Armed Forces Day: 1,000 join Cardiff parade
- 29 June 2013
- From the section Wales
Nearly 1,000 service personnel and veterans have been marching through Cardiff to celebrate Armed Forces Day.
First Minister Carwyn Jones said it reflected the "immense debt of gratitude" owed to the military.
He joined the commemorations and celebrations that began with the parade from Cardiff Castle.
It coincides with the 70th anniversary of the Battle of the Atlantic, World War II's longest continuous military campaign.
"I believe strongly that we should commemorate past conflicts and the people who made sacrifices for our safety," said the First Minister.
"It is important that future generations are aware of this history and remember those who fought for us, and those who continue to fight for us, so that we can continue to enjoy the things we so often take for granted today."
Event organiser Dave Morris said: "The South Wales Armed Forces Day in Cardiff has become an important annual event which has grown both in armed forces', veterans' and their families' involvement and the support and attendance of the general public.
"I would like to thank everyone who has helped made it possible.

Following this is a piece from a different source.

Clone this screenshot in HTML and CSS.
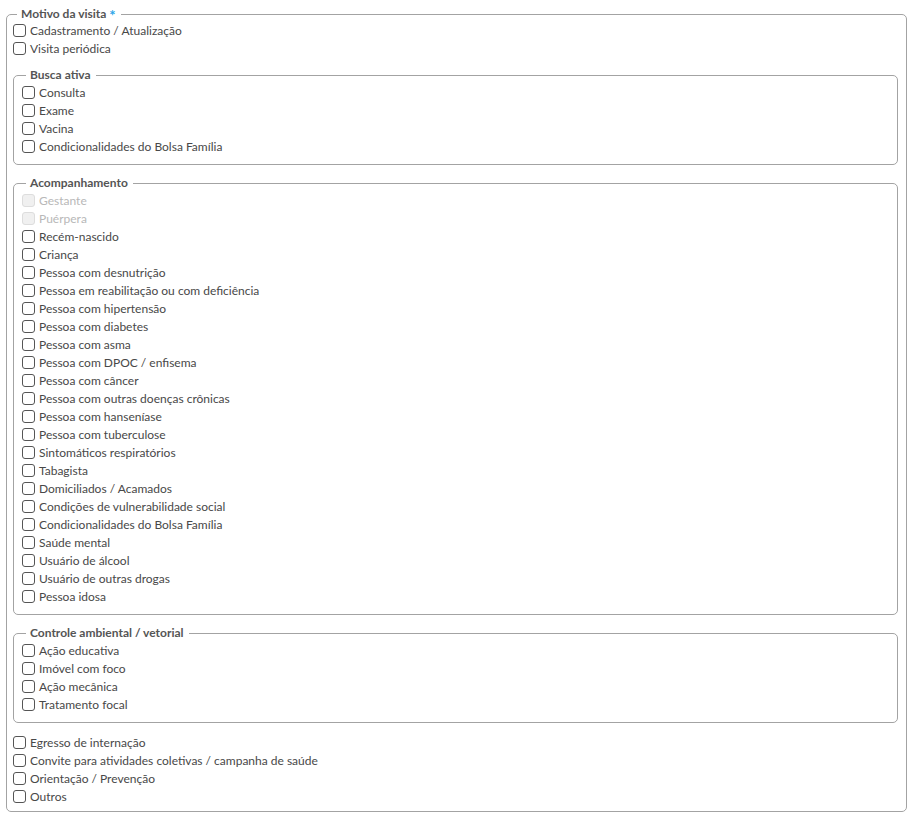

The spectacular displays and activities make the day a fantastic family day out."
The celebrations attended by the chiefs of the army, navy and air force in Wales are seen as a way of recognising the contributions made by members of services and their families.
This year's south Wales event will also mark the anniversary of the Battle of the Atlantic, with the Royal Navy and Merchant Navy Association taking a prominent position in the head service in Coopers Field and parade
The day of free events will also feature military displays and musical performances, a parachute display by the RAF Falcons team and a fly-past over Cooper's Field by an RAF Sea King Helicopter.
A similar event was held in north Wales last weekend at Deeside College in Connah's Quay.
The National Armed Forces Day is taking place in Nottingham.
On Monday Thea Davies, the partner of Capt Stephen Healey, an Army officer from Cardiff killed by a roadside bomb in Afghanistan last year, helped carry the Armed Forces Day flag before it was raised at Cardiff Castle.
Torfaen council held a flag-raising ceremony at the civic centre in Pontypool, as did Wrexham council at the town's Guildhall.
Meanwhile Housing Minister Carl Sergeant said the Welsh government recognised the vital importance that the armed forces personnel have in serving their country, announcing £2m extra funding to help them resettle after leaving the services.
He said: "Having spoken with several members of the armed forces, veterans and their families it is clear that many have difficulty in finding suitable and affordable accommodation and housing advice. This allocation will make a contribution towards assistance with this.
"We are considering a number of funding options including targeting support for personnel who have been subject to the latest round of redundancies."
Phil Jones, Wales area manager for the Royal British Legion, welcomed news of the extra funding.
"A high proportion of the welfare need of the armed forces community in Wales is based around housing, and the Welsh government is to be commended for this decisive action," he said.